Non-German companies having their registered office in Germany is a relatively new phenomenon introduced by European law. This is because the “real seat theory” of German law prescribes that a company’s centre of activities determines the national law applicable to the company. As a consequence, German law applies to companies with their centres of activities in Germany which is why an English limited company would have to meet German company law requirements to be recognised as a limited liability company in Germany. Ultimately, this meant that in Germany a company had to be incorporated as a GmbH or an Aktiengesellschaft, a German public limited company, if its members intended to limit their exposure to the liabilities of such company.

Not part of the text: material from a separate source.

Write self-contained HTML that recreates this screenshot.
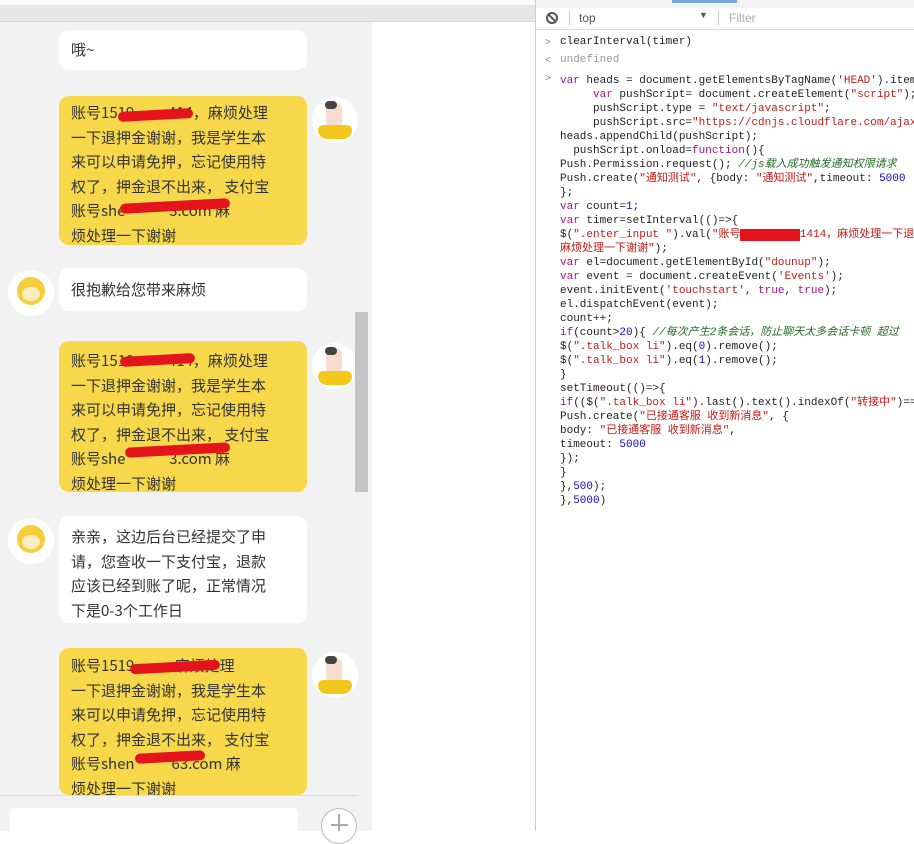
<!DOCTYPE html>
<html><head><meta charset="utf-8"><style>
*{margin:0;padding:0;box-sizing:border-box}
body{width:914px;height:831px;overflow:hidden;background:#fff;position:relative;font-family:"Liberation Sans","Noto Sans CJK SC",sans-serif}
.left{position:absolute;left:0;top:0;width:372px;height:831px;background:#f2f2f2}
.topbar{position:absolute;left:0;top:0;width:535px;height:22px;background:#e6e6e6;border-bottom:1px solid #d8d8d8}
.topbar2{position:absolute;left:0;top:0;width:535px;height:5px;background:#fafafa}
.b{position:absolute;left:59px;width:248px;border-radius:10px;padding:5px 12px;font-size:15px;line-height:24.5px;color:#333;font-family:"Noto Sans CJK SC",sans-serif;white-space:nowrap}
.y{background:#f7d84a}
.w{background:#fff}
.av{position:absolute;width:46px;height:46px;border-radius:50%;background:#fff}
.red{position:absolute;height:10px;background:#e4141c;border-radius:6px;transform:rotate(-3deg)}
.scroll{position:absolute;left:355px;top:312px;width:13px;height:180px;background:#c4c4c4}
.dt{position:absolute;left:535px;top:0;width:379px;height:831px;background:#fff;border-left:1px solid #ccc}
.tb{position:absolute;left:0;top:8px;width:379px;height:22px;border-bottom:1px solid #ddd;font-size:12px;color:#555}
.code{position:absolute;left:24px;top:74px;font-family:"Liberation Mono",monospace;font-size:11px;line-height:14px;color:#222;white-space:pre}
.l0{position:absolute;left:24px;font-family:"Liberation Mono",monospace;font-size:11px;color:#222}
.k{color:#aa0d91}.s{color:#c41a16}.n{color:#1c00cf}.c{color:#236e25;font-style:italic}.g{color:#999}
.pr{position:absolute;left:9px;color:#888;font-family:"Liberation Mono",monospace;font-size:10px}
</style></head><body>
<div class="left"></div>
<div class="topbar"></div><div class="topbar2"></div>
<div style="position:absolute;left:372px;top:22px;width:163px;height:809px;background:#fff"></div>

<div class="b w" style="top:30px;height:40px;padding-top:8px">哦~</div>

<div class="b y" style="top:96px;height:149px">账号1519&nbsp;&nbsp;&nbsp;&nbsp;&nbsp;&nbsp;&nbsp;&nbsp;&nbsp;&nbsp;414，麻烦处理<br>一下退押金谢谢，我是学生本<br>来可以申请免押，忘记使用特<br>权了，押金退不出来， 支付宝<br>账号she&nbsp;&nbsp;&nbsp;&nbsp;&nbsp;&nbsp;&nbsp;&nbsp;&nbsp;&nbsp;&nbsp;&nbsp;&nbsp;3.com 麻<br>烦处理一下谢谢</div>
<div class="red" style="left:118px;top:110px;width:75px"></div>
<div class="red" style="left:120px;top:201px;width:110px"></div>

<div class="b w" style="top:268px;height:43px;padding-top:10px">很抱歉给您带来麻烦</div>

<div class="b y" style="top:341px;height:151px;padding-top:8px">账号1519&nbsp;&nbsp;&nbsp;&nbsp;&nbsp;&nbsp;&nbsp;&nbsp;&nbsp;&nbsp;414，麻烦处理<br>一下退押金谢谢，我是学生本<br>来可以申请免押，忘记使用特<br>权了，押金退不出来， 支付宝<br>账号she&nbsp;&nbsp;&nbsp;&nbsp;&nbsp;&nbsp;&nbsp;&nbsp;&nbsp;&nbsp;&nbsp;&nbsp;&nbsp;3.com 麻<br>烦处理一下谢谢</div>
<div class="red" style="left:120px;top:355px;width:75px"></div>
<div class="red" style="left:125px;top:445px;width:105px"></div>

<div class="b w" style="top:516px;height:107px;padding-top:9px">亲亲，这边后台已经提交了申<br>请，您查收一下支付宝，退款<br>应该已经到账了呢，正常情况<br>下是0-3个工作日</div>

<div class="b y" style="top:648px;height:147px;padding-top:6px">账号1519&nbsp;&nbsp;&nbsp;&nbsp;&nbsp;&nbsp;&nbsp;&nbsp;&nbsp;&nbsp;&nbsp;&nbsp;麻烦处理<br>一下退押金谢谢，我是学生本<br>来可以申请免押，忘记使用特<br>权了，押金退不出来， 支付宝<br>账号shen&nbsp;&nbsp;&nbsp;&nbsp;&nbsp;&nbsp;&nbsp;&nbsp;&nbsp;&nbsp;&nbsp;63.com 麻<br>烦处理一下谢谢</div>
<div class="red" style="left:130px;top:662px;width:90px"></div>
<div class="red" style="left:135px;top:752px;width:70px"></div>

<div class="av" style="left:312px;top:97px"><div style="position:absolute;left:14px;top:6px;width:16px;height:24px;background:#f6ddd0;border-radius:5px"></div><div style="position:absolute;left:13px;top:4px;width:12px;height:8px;background:#444;border-radius:4px"></div><div style="position:absolute;left:6px;top:28px;width:34px;height:14px;background:#f3c81d;border-radius:8px 8px 14px 14px"></div></div>
<div class="av" style="left:312px;top:343px"><div style="position:absolute;left:14px;top:6px;width:16px;height:24px;background:#f6ddd0;border-radius:5px"></div><div style="position:absolute;left:13px;top:4px;width:12px;height:8px;background:#444;border-radius:4px"></div><div style="position:absolute;left:6px;top:28px;width:34px;height:14px;background:#f3c81d;border-radius:8px 8px 14px 14px"></div></div>
<div class="av" style="left:312px;top:652px"><div style="position:absolute;left:14px;top:6px;width:16px;height:24px;background:#f6ddd0;border-radius:5px"></div><div style="position:absolute;left:13px;top:4px;width:12px;height:8px;background:#444;border-radius:4px"></div><div style="position:absolute;left:6px;top:28px;width:34px;height:14px;background:#f3c81d;border-radius:8px 8px 14px 14px"></div></div>
<div class="av" style="left:8px;top:270px"><div style="position:absolute;left:9px;top:7px;width:28px;height:28px;background:#f5cf3a;border-radius:50%"></div><div style="position:absolute;left:14px;top:17px;width:18px;height:14px;background:#fbecc4;border-radius:50%"></div></div>
<div class="av" style="left:8px;top:518px"><div style="position:absolute;left:9px;top:7px;width:28px;height:28px;background:#f5cf3a;border-radius:50%"></div><div style="position:absolute;left:14px;top:17px;width:18px;height:14px;background:#fbecc4;border-radius:50%"></div></div>

<div class="scroll"></div>
<div style="position:absolute;left:0;top:795px;width:358px;height:1px;background:#ddd"></div>
<div style="position:absolute;left:10px;top:808px;width:288px;height:30px;background:#fff;border-radius:4px"></div>
<div style="position:absolute;left:321px;top:808px;width:36px;height:36px;border:1.5px solid #bbb;border-radius:50%;background:#fff"></div>
<div style="position:absolute;left:331px;top:824px;width:17px;height:1.5px;background:#aaa"></div>
<div style="position:absolute;left:338px;top:814px;width:1.5px;height:17px;background:#aaa"></div>

<div class="dt">
<div style="position:absolute;left:0;top:0;width:379px;height:8px;background:#f3f3f3"></div>
<div style="position:absolute;left:136px;top:0;width:65px;height:3px;background:#7aa6e0"></div>
<div class="tb">
<div style="position:absolute;left:10px;top:4px;width:12px;height:12px;border:2px solid #555;border-radius:50%"></div>
<div style="position:absolute;left:11px;top:9px;width:10px;height:2px;background:#555;transform:rotate(45deg)"></div>
<div style="position:absolute;left:33px;top:3px;width:1px;height:14px;background:#ccc"></div>
<span style="position:absolute;left:43px;top:3px">top</span>
<span style="position:absolute;left:163px;top:2px;font-size:9px">▼</span>
<div style="position:absolute;left:182px;top:3px;width:1px;height:14px;background:#ccc"></div>
<span style="position:absolute;left:193px;top:3px;color:#aaa">Filter</span>
</div>
<div class="pr" style="top:38px">&gt;</div>
<div class="pr" style="top:56px">&lt;</div>
<div class="pr" style="top:74px">&gt;</div>
<div class="l0" style="top:36px">clearInterval(timer)</div>
<div class="l0 g" style="top:54px;color:#999">undefined</div>
<div class="code"><span class="k">var</span> heads = document.getElementsByTagName(<span class="s">'HEAD'</span>).item
     <span class="k">var</span> pushScript= document.createElement(<span class="s">"script"</span>);
     pushScript.type = <span class="s">"text/javascript"</span>;
     pushScript.src=<span class="s">"https://cdnjs.cloudflare.com/ajax/</span>
heads.appendChild(pushScript);
  pushScript.onload=<span class="k">function</span>(){
Push.Permission.request(); <span class="c">//js载入成功触发通知权限请求</span>
Push.create(<span class="s">"通知测试"</span>, {body: <span class="s">"通知测试"</span>,timeout: <span class="n">5000</span>
};
<span class="k">var</span> count=<span class="n">1</span>;
<span class="k">var</span> timer=setInterval(()=>{
$(<span class="s">".enter_input "</span>).val(<span class="s">"账号<span style="background:#e4141c;color:#e4141c">1519xxxxx</span>1414，麻烦处理一下退押</span>
<span class="s">麻烦处理一下谢谢"</span>);
<span class="k">var</span> el=document.getElementById(<span class="s">"dounup"</span>);
<span class="k">var</span> event = document.createEvent(<span class="s">'Events'</span>);
event.initEvent(<span class="s">'touchstart'</span>, <span class="k">true</span>, <span class="k">true</span>);
el.dispatchEvent(event);
count++;
<span class="k">if</span>(count><span class="n">20</span>){ <span class="c">//每次产生2条会话，防止聊天太多会话卡顿 超过</span>
$(<span class="s">".talk_box li"</span>).eq(<span class="n">0</span>).remove();
$(<span class="s">".talk_box li"</span>).eq(<span class="n">1</span>).remove();
}
setTimeout(()=>{
<span class="k">if</span>(($(<span class="s">".talk_box li"</span>).last().text().indexOf(<span class="s">"转接中"</span>)==
Push.create(<span class="s">"已接通客服 收到新消息"</span>, {
body: <span class="s">"已接通客服 收到新消息"</span>,
timeout: <span class="n">5000</span>
});
}
},<span class="n">500</span>);
},<span class="n">5000</span>)</div>
</div>
</body></html>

This position, together with similar restrictive company law practices in various other EU member states, was subject to a number of challenges in front of the Court of Justice of the European Union (“CJEU”). In each case, the claimants had incorporated a company in another EU member state and argued that restrictions of this nature were contrary to the freedom of establishment granted under article 49 of the Treaty on the Functioning of the European Union.

The CJEU supported this view and decisions such as Überseering, Centros and Inspire Art created the basis on which it became possible for the English limited company to become a viable alternative to the GmbH in Germany.

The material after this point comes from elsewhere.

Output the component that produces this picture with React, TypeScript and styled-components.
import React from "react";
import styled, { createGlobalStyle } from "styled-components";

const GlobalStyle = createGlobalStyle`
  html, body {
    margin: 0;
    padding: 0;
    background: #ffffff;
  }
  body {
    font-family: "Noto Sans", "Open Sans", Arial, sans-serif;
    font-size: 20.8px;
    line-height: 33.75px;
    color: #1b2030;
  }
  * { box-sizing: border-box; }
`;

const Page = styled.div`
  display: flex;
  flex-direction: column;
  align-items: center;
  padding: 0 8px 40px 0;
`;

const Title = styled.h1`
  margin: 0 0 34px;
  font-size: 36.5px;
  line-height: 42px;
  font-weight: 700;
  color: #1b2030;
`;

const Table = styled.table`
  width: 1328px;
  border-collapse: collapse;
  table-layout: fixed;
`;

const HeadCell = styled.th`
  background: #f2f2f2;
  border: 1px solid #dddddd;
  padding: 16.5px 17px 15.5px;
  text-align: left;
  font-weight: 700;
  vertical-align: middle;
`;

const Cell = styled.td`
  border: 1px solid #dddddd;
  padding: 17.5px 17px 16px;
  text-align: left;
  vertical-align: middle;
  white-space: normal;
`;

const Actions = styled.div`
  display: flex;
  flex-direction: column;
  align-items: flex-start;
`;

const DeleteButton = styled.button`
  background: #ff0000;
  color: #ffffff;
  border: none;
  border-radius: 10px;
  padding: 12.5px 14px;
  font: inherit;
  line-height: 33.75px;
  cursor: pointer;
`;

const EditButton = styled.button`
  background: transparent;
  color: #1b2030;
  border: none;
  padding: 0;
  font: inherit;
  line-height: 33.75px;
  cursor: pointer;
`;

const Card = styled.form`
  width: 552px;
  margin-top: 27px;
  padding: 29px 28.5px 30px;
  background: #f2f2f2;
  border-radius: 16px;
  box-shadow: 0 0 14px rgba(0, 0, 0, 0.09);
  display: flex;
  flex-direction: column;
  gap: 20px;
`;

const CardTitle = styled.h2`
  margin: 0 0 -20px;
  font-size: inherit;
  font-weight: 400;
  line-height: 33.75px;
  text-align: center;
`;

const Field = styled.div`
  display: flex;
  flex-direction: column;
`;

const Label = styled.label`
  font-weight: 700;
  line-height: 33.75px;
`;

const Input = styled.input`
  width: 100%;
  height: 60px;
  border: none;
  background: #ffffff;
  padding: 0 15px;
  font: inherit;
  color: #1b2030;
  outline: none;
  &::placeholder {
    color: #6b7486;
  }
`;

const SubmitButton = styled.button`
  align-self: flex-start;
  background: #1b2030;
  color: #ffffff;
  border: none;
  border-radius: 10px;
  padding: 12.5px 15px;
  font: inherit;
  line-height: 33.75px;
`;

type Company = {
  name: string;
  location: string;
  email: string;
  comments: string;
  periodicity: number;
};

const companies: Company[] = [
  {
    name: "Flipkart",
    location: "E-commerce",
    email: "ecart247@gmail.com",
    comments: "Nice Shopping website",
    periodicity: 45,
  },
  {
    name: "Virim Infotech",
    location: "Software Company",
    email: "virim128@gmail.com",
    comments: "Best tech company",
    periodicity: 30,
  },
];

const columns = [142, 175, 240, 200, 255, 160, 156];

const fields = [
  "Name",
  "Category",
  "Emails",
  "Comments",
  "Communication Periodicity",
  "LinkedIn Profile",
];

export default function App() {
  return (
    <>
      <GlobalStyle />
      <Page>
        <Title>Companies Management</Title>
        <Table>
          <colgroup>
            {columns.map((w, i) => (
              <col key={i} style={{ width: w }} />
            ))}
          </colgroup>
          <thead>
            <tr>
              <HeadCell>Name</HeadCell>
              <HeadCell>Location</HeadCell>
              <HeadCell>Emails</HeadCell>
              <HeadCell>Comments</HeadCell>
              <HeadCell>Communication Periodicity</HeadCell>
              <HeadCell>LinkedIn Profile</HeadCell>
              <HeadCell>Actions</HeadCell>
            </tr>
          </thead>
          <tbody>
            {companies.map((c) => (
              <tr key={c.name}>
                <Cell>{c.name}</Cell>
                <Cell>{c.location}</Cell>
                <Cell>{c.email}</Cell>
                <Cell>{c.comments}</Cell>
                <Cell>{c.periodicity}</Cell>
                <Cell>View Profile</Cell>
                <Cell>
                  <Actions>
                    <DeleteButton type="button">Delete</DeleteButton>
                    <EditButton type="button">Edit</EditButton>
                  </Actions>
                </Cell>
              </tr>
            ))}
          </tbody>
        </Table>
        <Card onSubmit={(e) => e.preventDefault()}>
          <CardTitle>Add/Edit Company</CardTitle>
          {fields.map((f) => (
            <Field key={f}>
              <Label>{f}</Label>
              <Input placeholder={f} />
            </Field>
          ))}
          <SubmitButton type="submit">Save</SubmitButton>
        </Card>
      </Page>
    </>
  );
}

3. Why is this an issue now?

On 29 March 2017, the UK government gave notice of its intention to leave the European Union pursuant to article 50 of the Lisbon Treaty. This started a process under which the UK and the EU have two years to negotiate an “exit treaty” which will govern their relationship once the UK has left the European Union.

This two year period can only be extended with the unanimous consent of the remaining 27 EU member states and the UK. The UK will leave the EU at the end of this period, regardless of whether an exit deal has been agreed or not.

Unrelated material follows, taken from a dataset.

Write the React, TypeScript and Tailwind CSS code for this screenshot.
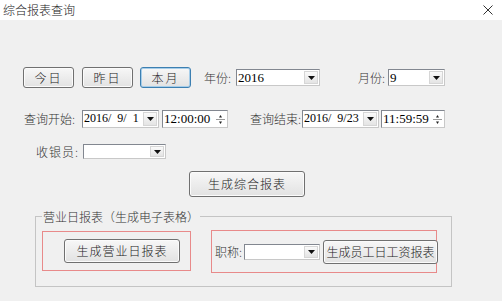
import React from "react";

const cjk = "font-['Noto_Sans_CJK_SC',sans-serif] font-light";
const num = "font-['Liberation_Serif','Noto_Sans_CJK_SC',serif]";

function Btn({
  children,
  className = "",
  active = false,
}: {
  children: React.ReactNode;
  className?: string;
  active?: boolean;
}) {
  return (
    <button
      type="button"
      className={`flex items-center justify-center whitespace-nowrap rounded-[3px] border bg-gradient-to-b from-[#f7f7f7] to-[#e2e2e2] text-[12px] text-[#222] ${cjk} ${
        active
          ? "border-[#3c7fb1] shadow-[inset_0_0_0_1px_#a6cde9]"
          : "border-[#707070] shadow-[inset_0_0_0_1px_#fbfbfb]"
      } ${className}`}
    >
      {children}
    </button>
  );
}

function Arrow() {
  return (
    <svg width="7" height="4" viewBox="0 0 7 4" aria-hidden="true">
      <path d="M0 0h7L3.5 4z" fill="#111" />
    </svg>
  );
}

function Select({
  value = "",
  className = "",
  textSize = "text-[13px]",
}: {
  value?: string;
  className?: string;
  textSize?: string;
}) {
  return (
    <div
      className={`flex items-stretch border border-[#828790] border-r-[#c8c8c8] border-b-[#c8c8c8] bg-white ${className}`}
    >
      <div className={`flex-1 overflow-hidden whitespace-pre pl-[1px] leading-[15px] text-black ${textSize} ${num}`}>
        {value}
      </div>
      <div className="my-[1px] mr-[1px] flex w-[14px] shrink-0 items-center justify-center border border-[#d6d6d6] bg-gradient-to-b from-[#fafafa] to-[#e4e4e4]">
        <Arrow />
      </div>
    </div>
  );
}

function Spin({ value, className = "" }: { value: string; className?: string }) {
  return (
    <div
      className={`flex items-stretch border border-[#828790] border-r-[#c8c8c8] border-b-[#c8c8c8] bg-white ${className}`}
    >
      <div className={`flex-1 whitespace-nowrap pl-[1px] text-[13px] leading-[15px] text-black ${num}`}>
        {value}
      </div>
      <div className="flex w-[13px] flex-col items-center justify-center">
        <svg width="9" height="13" viewBox="0 0 9 13" aria-hidden="true">
          <path d="M4.5 2L6 4.5H3z" fill="#222" />
          <path d="M0 6.5h9" stroke="#9a9a9a" strokeWidth="1" />
          <path d="M4.5 11L6 8.5H3z" fill="#222" />
        </svg>
      </div>
    </div>
  );
}

function Label({ children, className = "" }: { children: React.ReactNode; className?: string }) {
  return (
    <span className={`whitespace-nowrap text-[12px] leading-[14px] text-[#333] ${cjk} ${className}`}>
      {children}
    </span>
  );
}

export default function App() {
  return (
    <main className="flex h-[301px] w-[502px] flex-col overflow-hidden bg-[#f0f0f0]">
      {/* 标题栏 */}
      <header className="flex h-[20px] shrink-0 items-center justify-between bg-white pl-[3px] pr-[9px]">
        <span className={`text-[12px] text-[#222] ${cjk}`}>综合报表查询</span>
        <svg width="10" height="10" viewBox="0 0 10 10" aria-hidden="true">
          <path d="M0.5 0.5l9 9M9.5 0.5l-9 9" stroke="#333" strokeWidth="1" />
        </svg>
      </header>

      <section className="flex flex-col">
        {/* 日期按钮 + 年月 */}
        <div className="mt-[47px] flex items-center pl-[23px]">
          <Btn className="h-[21px] w-[51px] tracking-[2px]">今日</Btn>
          <Btn className="ml-[8px] h-[21px] w-[51px] tracking-[2px]">昨日</Btn>
          <Btn active className="ml-[7px] h-[21px] w-[51px] tracking-[2px]">本月</Btn>
          <Label className="ml-[13px]">年份:</Label>
          <Select value="2016" className="ml-[5px] h-[17px] w-[84px]" />
          <Label className="ml-[38px]">月份:</Label>
          <Select value="9" className="ml-[3px] h-[17px] w-[57px]" />
        </div>

        {/* 查询时间 */}
        <div className="mt-[22px] flex items-center pl-[24px]">
          <Label>查询开始:</Label>
          <Select value="2016/  9/  1" textSize="text-[12px]" className="ml-[7px] h-[18px] w-[77px]" />
          <Spin value="12:00:00" className="ml-[3px] h-[18px] w-[66px]" />
          <Label className="ml-[22px]">查询结束:</Label>
          <Select value="2016/  9/23" textSize="text-[12px]" className="ml-[1px] h-[18px] w-[77px]" />
          <Spin value="11:59:59" className="ml-[2px] h-[18px] w-[64px]" />
        </div>

        {/* 收银员 */}
        <div className="mt-[16px] flex items-center pl-[36px]">
          <Label className="tracking-[1px]">收银员:</Label>
          <Select className="ml-[4px] h-[15px] w-[83px]" />
        </div>

        <div className="mt-[12px] flex pl-[189px]">
          <Btn className="h-[26px] w-[116px] tracking-[1px]">生成综合报表</Btn>
        </div>

        {/* 营业日报表 */}
        <fieldset className="ml-[35px] mt-[7px] h-[83px] w-[417px] border border-[#c4c4c4] px-[6px] pt-0">
          <legend className="px-[1px]">
            <Label className="text-[#222]">营业日报表（生成电子表格）</Label>
          </legend>
          <div className="mt-[3px] flex items-start">
            <div className="flex h-[40px] w-[149px] items-center border border-[#e88a8a] pl-[21px]">
              <Btn className="h-[24px] w-[116px] tracking-[1px]">生成营业日报表</Btn>
            </div>
            <div className="ml-[20px] -mt-[1px] flex h-[43px] w-[226px] items-center border border-[#e88a8a] pl-[3px]">
              <Label>职称:</Label>
              <Select className="ml-[2px] h-[16px] w-[84px]" />
              <Btn className="-mr-[2px] ml-[3px] h-[24px] w-[115px] shrink-0 text-[11px]">生成员工日工资报表</Btn>
            </div>
          </div>
        </fieldset>
      </section>
    </main>
  );
}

Unless such an exit deal or any temporary arrangement which follows the end of this negotiation period extends the freedom of establishment to companies incorporated in the UK, and there is no certainty that they will, given recent comments from the EU27 about the indivisibility of the “four freedoms”, English companies in Germany will no longer be able to rely on the CJEU case law referred to above.

The outcome of such a development has been explored by the German courts in what is known as the Trabrennbahn case which related to a Swiss incorporated limited company which conducted business in Germany. The German Federal Supreme Court found that the Swiss company’s centre of commercial activity (or its “real seat” as German law would describe it) was located in Germany and that it therefore, unlike a company incorporated in an EU member state which would have had the benefit of the freedom of establishment, needed to comply with German company law.

As Swiss company law did not reflect the required minimum share capital and the capital maintenance rules imposed by German company law, the German court held that the Swiss entity could not be treated in the same way as a German GmbH. Instead it treated the company as a simple partnership, the one type of entity for which it fulfilled all minimum requirements imposed by German law.

The consequences for the shareholders can be dramatic: As in England, a German partnership does not have limited liability and its creditors were therefore able to look through the Swiss company and to bring claims regarding the company’s liabilities directly against its shareholders who are thus liable with their personal assets.

This analysis is unlikely to be affected by the emergence of the UG with its prescribed minimum share capital of €1 as an English limited company would still be subject to different share capital maintenance rules compared to an UG. A German court would therefore not treat an English limited company as an UG.

4. How will it affect you?

Once the UK exits the EU, entrepreneurs and corporate groups who make use of English limited companies to conduct business in Germany may therefore find themselves facing enforceable claims against themselves for liabilities incurred by their companies or subsidiaries which will put their personal assets at risk and/or defeat any ring fencing off risks which they had intended to achieve through their corporate structure.

The risk will be most pronounced for English companies which solely conduct their business in Germany, but entities which operate in both the UK (and/or other countries) and Germany could also be at risk if a German court finds that the centre of activities and thus “real seat” of the company is located in Germany.

On a related note, English companies which operate in Germany via a registered branch office will need to confirm that this remains a viable option once details of the arrangements between the UK and the EU following the UK’s exit from the EU have become available.

5. What to do now?

If you are in a position where you could be put at risk by the changes outlined above, you should monitor the exit negotiations closely and seek legal advice at an early stage so that an appropriate plan of action for an alternative structure is in place, if needed.